* **SHORT TASK**: Reproduce each line of the material exactly, minus any picture.

* **COLLECTED DATA**:
===

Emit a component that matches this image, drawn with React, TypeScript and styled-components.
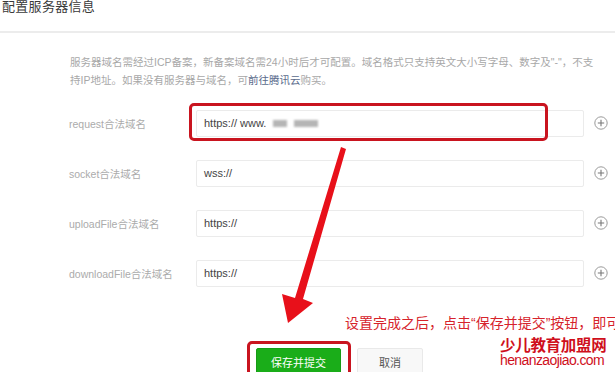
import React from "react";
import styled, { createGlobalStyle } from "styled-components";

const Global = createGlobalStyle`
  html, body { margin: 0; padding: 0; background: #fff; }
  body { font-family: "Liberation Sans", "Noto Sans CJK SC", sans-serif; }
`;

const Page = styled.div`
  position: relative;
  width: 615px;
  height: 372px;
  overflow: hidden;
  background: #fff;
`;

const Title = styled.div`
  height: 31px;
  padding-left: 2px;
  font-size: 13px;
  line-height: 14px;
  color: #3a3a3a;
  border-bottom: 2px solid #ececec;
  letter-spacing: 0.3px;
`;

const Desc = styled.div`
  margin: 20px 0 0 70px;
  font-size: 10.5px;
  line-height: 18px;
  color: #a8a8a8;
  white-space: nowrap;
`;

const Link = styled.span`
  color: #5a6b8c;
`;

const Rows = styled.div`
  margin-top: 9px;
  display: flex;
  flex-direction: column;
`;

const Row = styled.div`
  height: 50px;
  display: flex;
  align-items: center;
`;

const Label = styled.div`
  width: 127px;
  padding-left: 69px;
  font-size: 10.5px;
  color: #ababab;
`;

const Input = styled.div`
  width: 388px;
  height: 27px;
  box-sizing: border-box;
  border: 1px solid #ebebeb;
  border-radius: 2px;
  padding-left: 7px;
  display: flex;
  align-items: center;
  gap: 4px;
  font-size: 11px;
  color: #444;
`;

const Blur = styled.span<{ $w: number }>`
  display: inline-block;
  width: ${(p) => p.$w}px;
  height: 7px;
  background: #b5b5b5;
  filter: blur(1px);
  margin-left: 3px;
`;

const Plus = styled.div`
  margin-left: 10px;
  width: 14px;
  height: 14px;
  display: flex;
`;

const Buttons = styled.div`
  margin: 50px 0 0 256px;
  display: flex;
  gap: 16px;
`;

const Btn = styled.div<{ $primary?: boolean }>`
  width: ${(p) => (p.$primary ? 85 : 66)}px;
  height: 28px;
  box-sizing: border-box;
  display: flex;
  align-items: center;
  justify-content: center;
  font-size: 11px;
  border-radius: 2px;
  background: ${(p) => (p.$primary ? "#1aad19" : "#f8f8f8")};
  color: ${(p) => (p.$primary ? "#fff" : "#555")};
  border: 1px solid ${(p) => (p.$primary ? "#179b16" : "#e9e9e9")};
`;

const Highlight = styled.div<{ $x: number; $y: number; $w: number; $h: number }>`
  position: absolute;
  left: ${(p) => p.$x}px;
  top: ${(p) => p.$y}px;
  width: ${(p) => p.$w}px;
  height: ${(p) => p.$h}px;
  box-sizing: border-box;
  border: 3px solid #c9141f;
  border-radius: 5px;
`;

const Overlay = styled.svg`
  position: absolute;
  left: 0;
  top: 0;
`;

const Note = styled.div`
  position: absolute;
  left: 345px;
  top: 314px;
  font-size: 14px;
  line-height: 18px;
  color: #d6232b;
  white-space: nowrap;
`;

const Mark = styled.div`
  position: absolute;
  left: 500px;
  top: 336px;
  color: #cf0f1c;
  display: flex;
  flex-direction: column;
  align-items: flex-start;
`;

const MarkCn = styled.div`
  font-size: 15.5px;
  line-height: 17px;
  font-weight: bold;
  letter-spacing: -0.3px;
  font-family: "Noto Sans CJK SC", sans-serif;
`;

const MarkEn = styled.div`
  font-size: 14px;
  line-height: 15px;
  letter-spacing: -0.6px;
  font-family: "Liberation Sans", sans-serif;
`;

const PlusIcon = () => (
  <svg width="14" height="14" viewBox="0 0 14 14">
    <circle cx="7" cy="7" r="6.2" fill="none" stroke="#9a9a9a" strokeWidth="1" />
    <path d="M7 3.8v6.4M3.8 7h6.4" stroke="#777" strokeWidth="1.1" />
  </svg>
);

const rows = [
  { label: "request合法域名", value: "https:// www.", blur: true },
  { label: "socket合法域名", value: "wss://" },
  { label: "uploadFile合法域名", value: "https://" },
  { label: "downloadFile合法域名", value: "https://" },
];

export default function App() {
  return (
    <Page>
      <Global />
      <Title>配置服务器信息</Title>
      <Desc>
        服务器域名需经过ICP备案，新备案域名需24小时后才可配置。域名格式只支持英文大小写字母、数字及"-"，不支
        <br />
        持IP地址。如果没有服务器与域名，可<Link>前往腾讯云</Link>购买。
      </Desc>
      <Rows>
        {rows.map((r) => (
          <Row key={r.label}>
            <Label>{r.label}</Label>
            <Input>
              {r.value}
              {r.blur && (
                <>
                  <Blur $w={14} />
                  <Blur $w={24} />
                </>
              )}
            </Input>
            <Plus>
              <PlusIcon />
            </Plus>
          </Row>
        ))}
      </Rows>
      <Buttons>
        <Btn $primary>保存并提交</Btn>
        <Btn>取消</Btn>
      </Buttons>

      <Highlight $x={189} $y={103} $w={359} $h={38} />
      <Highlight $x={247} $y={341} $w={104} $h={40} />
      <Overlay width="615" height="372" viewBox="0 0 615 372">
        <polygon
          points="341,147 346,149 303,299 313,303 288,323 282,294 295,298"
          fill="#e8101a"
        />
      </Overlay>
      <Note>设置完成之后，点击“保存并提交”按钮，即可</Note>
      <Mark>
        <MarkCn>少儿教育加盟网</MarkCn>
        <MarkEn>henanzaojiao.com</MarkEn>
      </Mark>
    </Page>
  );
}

===

* **FINAL RESULT**:
Emit a component that matches this image, drawn with React, TypeScript and styled-components.
import React from "react";
import styled, { createGlobalStyle } from "styled-components";

const Global = createGlobalStyle`
  html, body { margin: 0; padding: 0; background: #fff; }
  body { font-family: "Liberation Sans", "Noto Sans CJK SC", sans-serif; }
`;

const Page = styled.div`
  position: relative;
  width: 615px;
  height: 372px;
  overflow: hidden;
  background: #fff;
`;

const Title = styled.div`
  height: 31px;
  padding-left: 2px;
  font-size: 13px;
  line-height: 14px;
  color: #3a3a3a;
  border-bottom: 2px solid #ececec;
  letter-spacing: 0.3px;
`;

const Desc = styled.div`
  margin: 20px 0 0 70px;
  font-size: 10.5px;
  line-height: 18px;
  color: #a8a8a8;
  white-space: nowrap;
`;

const Link = styled.span`
  color: #5a6b8c;
`;

const Rows = styled.div`
  margin-top: 9px;
  display: flex;
  flex-direction: column;
`;

const Row = styled.div`
  height: 50px;
  display: flex;
  align-items: center;
`;

const Label = styled.div`
  width: 127px;
  padding-left: 69px;
  font-size: 10.5px;
  color: #ababab;
`;

const Input = styled.div`
  width: 388px;
  height: 27px;
  box-sizing: border-box;
  border: 1px solid #ebebeb;
  border-radius: 2px;
  padding-left: 7px;
  display: flex;
  align-items: center;
  gap: 4px;
  font-size: 11px;
  color: #444;
`;

const Blur = styled.span<{ $w: number }>`
  display: inline-block;
  width: ${(p) => p.$w}px;
  height: 7px;
  background: #b5b5b5;
  filter: blur(1px);
  margin-left: 3px;
`;

const Plus = styled.div`
  margin-left: 10px;
  width: 14px;
  height: 14px;
  display: flex;
`;

const Buttons = styled.div`
  margin: 50px 0 0 256px;
  display: flex;
  gap: 16px;
`;

const Btn = styled.div<{ $primary?: boolean }>`
  width: ${(p) => (p.$primary ? 85 : 66)}px;
  height: 28px;
  box-sizing: border-box;
  display: flex;
  align-items: center;
  justify-content: center;
  font-size: 11px;
  border-radius: 2px;
  background: ${(p) => (p.$primary ? "#1aad19" : "#f8f8f8")};
  color: ${(p) => (p.$primary ? "#fff" : "#555")};
  border: 1px solid ${(p) => (p.$primary ? "#179b16" : "#e9e9e9")};
`;

const Highlight = styled.div<{ $x: number; $y: number; $w: number; $h: number }>`
  position: absolute;
  left: ${(p) => p.$x}px;
  top: ${(p) => p.$y}px;
  width: ${(p) => p.$w}px;
  height: ${(p) => p.$h}px;
  box-sizing: border-box;
  border: 3px solid #c9141f;
  border-radius: 5px;
`;

const Overlay = styled.svg`
  position: absolute;
  left: 0;
  top: 0;
`;

const Note = styled.div`
  position: absolute;
  left: 345px;
  top: 314px;
  font-size: 14px;
  line-height: 18px;
  color: #d6232b;
  white-space: nowrap;
`;

const Mark = styled.div`
  position: absolute;
  left: 500px;
  top: 336px;
  color: #cf0f1c;
  display: flex;
  flex-direction: column;
  align-items: flex-start;
`;

const MarkCn = styled.div`
  font-size: 15.5px;
  line-height: 17px;
  font-weight: bold;
  letter-spacing: -0.3px;
  font-family: "Noto Sans CJK SC", sans-serif;
`;

const MarkEn = styled.div`
  font-size: 14px;
  line-height: 15px;
  letter-spacing: -0.6px;
  font-family: "Liberation Sans", sans-serif;
`;

const PlusIcon = () => (
  <svg width="14" height="14" viewBox="0 0 14 14">
    <circle cx="7" cy="7" r="6.2" fill="none" stroke="#9a9a9a" strokeWidth="1" />
    <path d="M7 3.8v6.4M3.8 7h6.4" stroke="#777" strokeWidth="1.1" />
  </svg>
);

const rows = [
  { label: "request合法域名", value: "https:// www.", blur: true },
  { label: "socket合法域名", value: "wss://" },
  { label: "uploadFile合法域名", value: "https://" },
  { label: "downloadFile合法域名", value: "https://" },
];

export default function App() {
  return (
    <Page>
      <Global />
      <Title>配置服务器信息</Title>
      <Desc>
        服务器域名需经过ICP备案，新备案域名需24小时后才可配置。域名格式只支持英文大小写字母、数字及"-"，不支
        <br />
        持IP地址。如果没有服务器与域名，可<Link>前往腾讯云</Link>购买。
      </Desc>
      <Rows>
        {rows.map((r) => (
          <Row key={r.label}>
            <Label>{r.label}</Label>
            <Input>
              {r.value}
              {r.blur && (
                <>
                  <Blur $w={14} />
                  <Blur $w={24} />
                </>
              )}
            </Input>
            <Plus>
              <PlusIcon />
            </Plus>
          </Row>
        ))}
      </Rows>
      <Buttons>
        <Btn $primary>保存并提交</Btn>
        <Btn>取消</Btn>
      </Buttons>

      <Highlight $x={189} $y={103} $w={359} $h={38} />
      <Highlight $x={247} $y={341} $w={104} $h={40} />
      <Overlay width="615" height="372" viewBox="0 0 615 372">
        <polygon
          points="341,147 346,149 303,299 313,303 288,323 282,294 295,298"
          fill="#e8101a"
        />
      </Overlay>
      <Note>设置完成之后，点击“保存并提交”按钮，即可</Note>
      <Mark>
        <MarkCn>少儿教育加盟网</MarkCn>
        <MarkEn>henanzaojiao.com</MarkEn>
      </Mark>
    </Page>
  );
}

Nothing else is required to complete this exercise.